Most of the time when it comes to new electronics technologies, consumer demand encourages prices to decrease. Typically, when a new type of electronic technology is introduced into the marketplace, its price is extremely high. High to the point of being cost prohibitive for the typical consumer to buy it. Fortunately there are a few people or businesses who have to have this new device. They buy these devices and fuel the development of more efficient ways to produce the electronic device. When a product can be manufactured and distributed more efficiently the price comes down more and more people can buy it, which fuels the development process further. It's a self reinforcing process where the cheaper the technology gets, the more people buy the technology, and more people buying the technology results in more money being invested in the further development of the technology. It's a process that creates a downward spiral in price and an upward spiral in technological sophistication.
The same thing happened with personal computers. One of the first desk top computers cost thirty five thousand dollars back in the nineteen seventies. You could buy a house for thirty five thousand dollars back in the nineteen seventies! This was obviously extremely cost prohibitive for most people, but fortunately the federal government stepped in and bought a lot of computers for national defense, keeping track of income tax information, processing census data, and probably a lot of things we'll never know about. The government's enormous investment in the computer industry fueled its growth and now we have computers with thousands of times the speed and storage capacity available for less than five hundred dollars.

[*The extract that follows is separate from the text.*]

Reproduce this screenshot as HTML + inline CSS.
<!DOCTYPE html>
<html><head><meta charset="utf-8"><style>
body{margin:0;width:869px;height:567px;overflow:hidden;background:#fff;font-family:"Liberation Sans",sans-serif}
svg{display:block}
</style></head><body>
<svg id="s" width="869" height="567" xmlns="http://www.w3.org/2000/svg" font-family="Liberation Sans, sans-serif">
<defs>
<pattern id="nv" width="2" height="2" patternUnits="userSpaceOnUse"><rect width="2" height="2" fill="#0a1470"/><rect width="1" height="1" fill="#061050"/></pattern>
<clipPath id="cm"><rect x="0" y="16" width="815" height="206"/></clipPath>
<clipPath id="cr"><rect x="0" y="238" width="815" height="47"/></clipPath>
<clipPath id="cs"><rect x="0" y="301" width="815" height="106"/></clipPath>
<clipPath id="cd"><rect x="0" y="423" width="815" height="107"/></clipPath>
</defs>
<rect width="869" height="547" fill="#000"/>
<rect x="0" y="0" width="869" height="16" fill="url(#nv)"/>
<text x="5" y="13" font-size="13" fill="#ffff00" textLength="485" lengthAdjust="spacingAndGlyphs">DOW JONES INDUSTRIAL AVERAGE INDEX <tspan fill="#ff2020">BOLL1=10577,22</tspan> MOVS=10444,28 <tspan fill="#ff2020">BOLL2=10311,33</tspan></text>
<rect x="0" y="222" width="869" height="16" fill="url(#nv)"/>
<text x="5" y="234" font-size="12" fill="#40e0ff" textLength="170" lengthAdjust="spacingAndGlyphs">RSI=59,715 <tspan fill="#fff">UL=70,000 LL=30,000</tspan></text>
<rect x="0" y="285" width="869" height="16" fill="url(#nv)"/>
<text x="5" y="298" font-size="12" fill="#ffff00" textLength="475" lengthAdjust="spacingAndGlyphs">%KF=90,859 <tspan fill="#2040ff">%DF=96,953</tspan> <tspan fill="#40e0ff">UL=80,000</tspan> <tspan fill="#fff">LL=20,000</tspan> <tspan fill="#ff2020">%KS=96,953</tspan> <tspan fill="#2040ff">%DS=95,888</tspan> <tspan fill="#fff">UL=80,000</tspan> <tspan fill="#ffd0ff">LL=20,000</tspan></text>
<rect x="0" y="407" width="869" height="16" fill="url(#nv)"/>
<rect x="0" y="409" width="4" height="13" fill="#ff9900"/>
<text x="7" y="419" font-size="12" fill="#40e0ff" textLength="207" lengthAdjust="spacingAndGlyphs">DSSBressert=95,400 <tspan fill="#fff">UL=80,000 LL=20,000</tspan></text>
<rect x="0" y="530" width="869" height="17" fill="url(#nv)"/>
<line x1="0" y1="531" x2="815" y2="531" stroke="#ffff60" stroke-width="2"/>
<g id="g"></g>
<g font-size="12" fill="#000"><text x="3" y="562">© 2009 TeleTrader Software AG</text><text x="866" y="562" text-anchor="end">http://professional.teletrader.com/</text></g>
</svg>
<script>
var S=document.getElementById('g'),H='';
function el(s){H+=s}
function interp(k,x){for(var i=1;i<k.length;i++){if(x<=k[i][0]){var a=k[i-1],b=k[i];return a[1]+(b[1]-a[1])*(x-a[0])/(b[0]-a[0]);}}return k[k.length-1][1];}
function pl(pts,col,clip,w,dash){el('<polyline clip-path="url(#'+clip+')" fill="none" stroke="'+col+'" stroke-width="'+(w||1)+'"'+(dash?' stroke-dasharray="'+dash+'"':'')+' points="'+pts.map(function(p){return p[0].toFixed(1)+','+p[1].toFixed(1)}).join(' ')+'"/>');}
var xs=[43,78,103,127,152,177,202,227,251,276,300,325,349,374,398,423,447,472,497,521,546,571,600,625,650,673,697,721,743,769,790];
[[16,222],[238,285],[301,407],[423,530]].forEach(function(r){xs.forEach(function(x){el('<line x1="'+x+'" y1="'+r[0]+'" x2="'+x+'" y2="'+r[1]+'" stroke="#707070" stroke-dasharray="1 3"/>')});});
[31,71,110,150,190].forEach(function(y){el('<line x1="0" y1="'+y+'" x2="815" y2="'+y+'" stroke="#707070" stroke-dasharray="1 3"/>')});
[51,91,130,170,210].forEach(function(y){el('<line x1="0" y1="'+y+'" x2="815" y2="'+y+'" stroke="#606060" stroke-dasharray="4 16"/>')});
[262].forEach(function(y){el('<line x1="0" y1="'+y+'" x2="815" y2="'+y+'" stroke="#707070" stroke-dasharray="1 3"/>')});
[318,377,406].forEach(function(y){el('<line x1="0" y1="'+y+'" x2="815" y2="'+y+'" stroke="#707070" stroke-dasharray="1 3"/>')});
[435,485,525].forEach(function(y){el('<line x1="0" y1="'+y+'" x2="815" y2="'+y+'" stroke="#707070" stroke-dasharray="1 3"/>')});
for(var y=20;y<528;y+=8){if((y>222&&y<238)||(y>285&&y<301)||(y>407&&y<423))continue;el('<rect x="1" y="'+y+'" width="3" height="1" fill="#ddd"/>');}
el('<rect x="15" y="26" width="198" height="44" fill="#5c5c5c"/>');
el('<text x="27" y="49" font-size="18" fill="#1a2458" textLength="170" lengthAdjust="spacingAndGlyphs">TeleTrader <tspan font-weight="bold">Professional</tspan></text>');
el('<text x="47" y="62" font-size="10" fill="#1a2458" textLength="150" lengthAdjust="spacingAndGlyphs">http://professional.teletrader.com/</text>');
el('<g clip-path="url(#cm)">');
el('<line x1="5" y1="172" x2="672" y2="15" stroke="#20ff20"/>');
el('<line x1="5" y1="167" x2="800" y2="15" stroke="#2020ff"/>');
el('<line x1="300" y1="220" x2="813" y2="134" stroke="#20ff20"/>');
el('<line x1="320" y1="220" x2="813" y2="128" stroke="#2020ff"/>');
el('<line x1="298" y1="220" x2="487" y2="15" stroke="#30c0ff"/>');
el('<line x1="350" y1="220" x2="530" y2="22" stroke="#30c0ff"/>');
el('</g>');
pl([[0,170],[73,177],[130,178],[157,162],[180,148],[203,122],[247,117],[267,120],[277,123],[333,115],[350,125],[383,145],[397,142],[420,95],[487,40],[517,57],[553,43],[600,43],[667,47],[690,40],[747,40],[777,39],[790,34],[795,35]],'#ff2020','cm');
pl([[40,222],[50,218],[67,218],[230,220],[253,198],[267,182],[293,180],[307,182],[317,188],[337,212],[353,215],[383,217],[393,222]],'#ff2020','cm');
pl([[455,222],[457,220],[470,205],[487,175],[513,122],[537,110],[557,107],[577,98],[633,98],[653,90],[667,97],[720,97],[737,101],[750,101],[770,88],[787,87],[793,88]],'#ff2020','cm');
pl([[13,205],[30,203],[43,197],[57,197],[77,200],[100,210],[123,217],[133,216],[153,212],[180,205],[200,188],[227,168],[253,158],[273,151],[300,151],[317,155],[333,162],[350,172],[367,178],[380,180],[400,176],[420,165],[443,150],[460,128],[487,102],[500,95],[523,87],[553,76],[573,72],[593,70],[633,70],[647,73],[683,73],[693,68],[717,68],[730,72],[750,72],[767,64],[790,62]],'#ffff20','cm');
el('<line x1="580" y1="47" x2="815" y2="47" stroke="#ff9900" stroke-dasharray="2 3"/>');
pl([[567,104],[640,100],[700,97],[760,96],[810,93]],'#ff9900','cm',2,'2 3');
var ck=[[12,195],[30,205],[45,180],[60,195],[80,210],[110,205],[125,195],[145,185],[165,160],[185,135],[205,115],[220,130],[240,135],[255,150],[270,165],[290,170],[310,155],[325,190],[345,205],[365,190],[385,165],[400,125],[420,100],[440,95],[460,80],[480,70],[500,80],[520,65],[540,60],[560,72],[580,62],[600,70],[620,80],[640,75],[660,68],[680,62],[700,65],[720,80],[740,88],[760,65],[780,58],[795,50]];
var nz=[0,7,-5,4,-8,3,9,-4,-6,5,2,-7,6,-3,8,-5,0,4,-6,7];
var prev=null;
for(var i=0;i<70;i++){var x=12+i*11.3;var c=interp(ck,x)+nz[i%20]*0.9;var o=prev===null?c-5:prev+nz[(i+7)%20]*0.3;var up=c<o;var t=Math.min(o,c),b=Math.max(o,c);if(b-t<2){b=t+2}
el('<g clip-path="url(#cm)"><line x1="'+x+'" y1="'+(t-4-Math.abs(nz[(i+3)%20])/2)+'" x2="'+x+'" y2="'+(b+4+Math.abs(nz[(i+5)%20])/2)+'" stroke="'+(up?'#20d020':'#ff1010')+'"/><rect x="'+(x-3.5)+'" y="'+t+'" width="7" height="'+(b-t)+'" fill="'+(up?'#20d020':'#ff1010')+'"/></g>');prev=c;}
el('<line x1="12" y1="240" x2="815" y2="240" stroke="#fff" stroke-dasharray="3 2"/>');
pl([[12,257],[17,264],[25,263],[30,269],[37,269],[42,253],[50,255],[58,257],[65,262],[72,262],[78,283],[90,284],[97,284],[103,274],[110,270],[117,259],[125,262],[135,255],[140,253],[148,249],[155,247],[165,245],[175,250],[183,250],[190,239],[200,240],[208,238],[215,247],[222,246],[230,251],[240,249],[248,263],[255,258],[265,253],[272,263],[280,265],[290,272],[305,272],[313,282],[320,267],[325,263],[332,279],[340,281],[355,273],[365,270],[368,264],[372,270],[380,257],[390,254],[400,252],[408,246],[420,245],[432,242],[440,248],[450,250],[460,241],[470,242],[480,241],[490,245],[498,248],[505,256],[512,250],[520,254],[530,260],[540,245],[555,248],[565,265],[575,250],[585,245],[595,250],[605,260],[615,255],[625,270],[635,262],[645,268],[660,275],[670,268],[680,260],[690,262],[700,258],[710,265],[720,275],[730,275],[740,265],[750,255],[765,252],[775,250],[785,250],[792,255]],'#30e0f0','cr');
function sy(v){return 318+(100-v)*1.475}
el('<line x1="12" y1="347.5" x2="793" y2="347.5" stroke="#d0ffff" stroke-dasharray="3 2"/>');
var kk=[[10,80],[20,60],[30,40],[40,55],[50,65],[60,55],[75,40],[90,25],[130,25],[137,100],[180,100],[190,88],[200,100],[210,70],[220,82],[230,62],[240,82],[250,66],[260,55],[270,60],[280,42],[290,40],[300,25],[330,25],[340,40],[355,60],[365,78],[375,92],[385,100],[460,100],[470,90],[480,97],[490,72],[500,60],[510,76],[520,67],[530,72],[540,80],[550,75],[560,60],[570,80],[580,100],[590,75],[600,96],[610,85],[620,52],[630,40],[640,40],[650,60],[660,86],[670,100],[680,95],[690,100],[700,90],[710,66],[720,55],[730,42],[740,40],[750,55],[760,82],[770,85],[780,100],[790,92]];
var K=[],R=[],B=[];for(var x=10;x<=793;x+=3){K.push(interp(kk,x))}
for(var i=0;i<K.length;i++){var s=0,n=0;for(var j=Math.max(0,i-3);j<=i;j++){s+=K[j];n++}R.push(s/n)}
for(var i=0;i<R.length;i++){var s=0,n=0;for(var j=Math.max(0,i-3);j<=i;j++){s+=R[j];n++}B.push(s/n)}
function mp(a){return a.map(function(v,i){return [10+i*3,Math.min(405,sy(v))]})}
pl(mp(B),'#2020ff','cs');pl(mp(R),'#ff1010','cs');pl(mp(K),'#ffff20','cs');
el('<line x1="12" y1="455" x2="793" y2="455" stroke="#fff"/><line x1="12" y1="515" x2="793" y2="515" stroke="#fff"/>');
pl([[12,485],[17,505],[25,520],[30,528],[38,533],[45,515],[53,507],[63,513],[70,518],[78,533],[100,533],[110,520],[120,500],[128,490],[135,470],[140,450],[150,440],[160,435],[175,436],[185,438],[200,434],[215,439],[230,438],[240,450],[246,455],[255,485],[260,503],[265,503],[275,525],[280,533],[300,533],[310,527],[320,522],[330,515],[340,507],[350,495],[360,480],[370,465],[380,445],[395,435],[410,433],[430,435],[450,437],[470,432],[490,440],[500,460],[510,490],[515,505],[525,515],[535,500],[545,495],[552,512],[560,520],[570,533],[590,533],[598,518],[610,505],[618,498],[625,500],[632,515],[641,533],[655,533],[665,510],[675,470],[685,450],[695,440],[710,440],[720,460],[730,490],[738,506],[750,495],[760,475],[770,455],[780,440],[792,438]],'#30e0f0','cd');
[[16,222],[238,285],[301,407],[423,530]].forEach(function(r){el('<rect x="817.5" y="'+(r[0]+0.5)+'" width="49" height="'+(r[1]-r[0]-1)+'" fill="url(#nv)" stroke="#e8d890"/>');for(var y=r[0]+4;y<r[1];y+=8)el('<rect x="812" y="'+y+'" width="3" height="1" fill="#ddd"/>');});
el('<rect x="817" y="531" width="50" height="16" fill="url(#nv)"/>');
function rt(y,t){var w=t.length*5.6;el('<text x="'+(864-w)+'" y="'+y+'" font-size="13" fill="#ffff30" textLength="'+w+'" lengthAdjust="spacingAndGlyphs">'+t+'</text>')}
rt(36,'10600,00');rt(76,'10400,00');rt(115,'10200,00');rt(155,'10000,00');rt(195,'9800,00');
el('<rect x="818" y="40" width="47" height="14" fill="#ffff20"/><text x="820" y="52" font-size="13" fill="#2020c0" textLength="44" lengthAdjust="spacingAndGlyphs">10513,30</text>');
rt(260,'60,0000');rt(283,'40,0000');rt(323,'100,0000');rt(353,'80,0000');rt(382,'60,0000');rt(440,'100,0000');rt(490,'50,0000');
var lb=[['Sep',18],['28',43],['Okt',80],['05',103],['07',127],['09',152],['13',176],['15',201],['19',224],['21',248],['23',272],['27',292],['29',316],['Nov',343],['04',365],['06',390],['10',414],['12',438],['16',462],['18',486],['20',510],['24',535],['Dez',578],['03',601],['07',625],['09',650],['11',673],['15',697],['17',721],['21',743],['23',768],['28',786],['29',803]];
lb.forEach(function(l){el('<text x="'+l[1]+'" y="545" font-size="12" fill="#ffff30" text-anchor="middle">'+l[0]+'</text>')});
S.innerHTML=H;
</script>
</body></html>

Now the prices of flat screen TVs are falling, but for a completely different reason. While prices in the computer industry fell because of increasing interest in the products and extremely intense pressure to improve the products, the prices of flat screen TVs- LCD displays in particular- are falling for a completely different reason: lack of interest in the products.
The fact is that there has been a wide spread positive response to flat screen TVs. They take up less space, provide a better picture, and many models consume less power than the old fashioned cathode ray tube televisions. They're also easier to manufacture in the larger dimensions and with the 16:9 aspect ratio that many consumers want these days. They can also be hung on walls which makes them useful for small rooms and fashionable in any room. Consumers like all of these features of flat screen TVs, and have told the electronics manufacturers as much.
The problem is that the manufacturers placed too much faith in what consumers said that they liked in this case, and decided to make way more LCD TV screens than the public wants. Even Gateway, Polaroid, and Dell, three names that aren't usually associated with televisions, got swept up in the flat screen craze and decided to get into the LCD TV market.
As a result of this folly, there's now a glut of flat screen LCD TVs on the market. The glut is expected to cause LCD TVs to drop thirty percent in price, instead of the twenty five percent anticipated, between March of 2006 and March of 2007. Which is great news for people who were planning to buy an LCD TV for the holidays. The bad news for the manufacturers and retailers is that there aren't as many people like that as they had expected.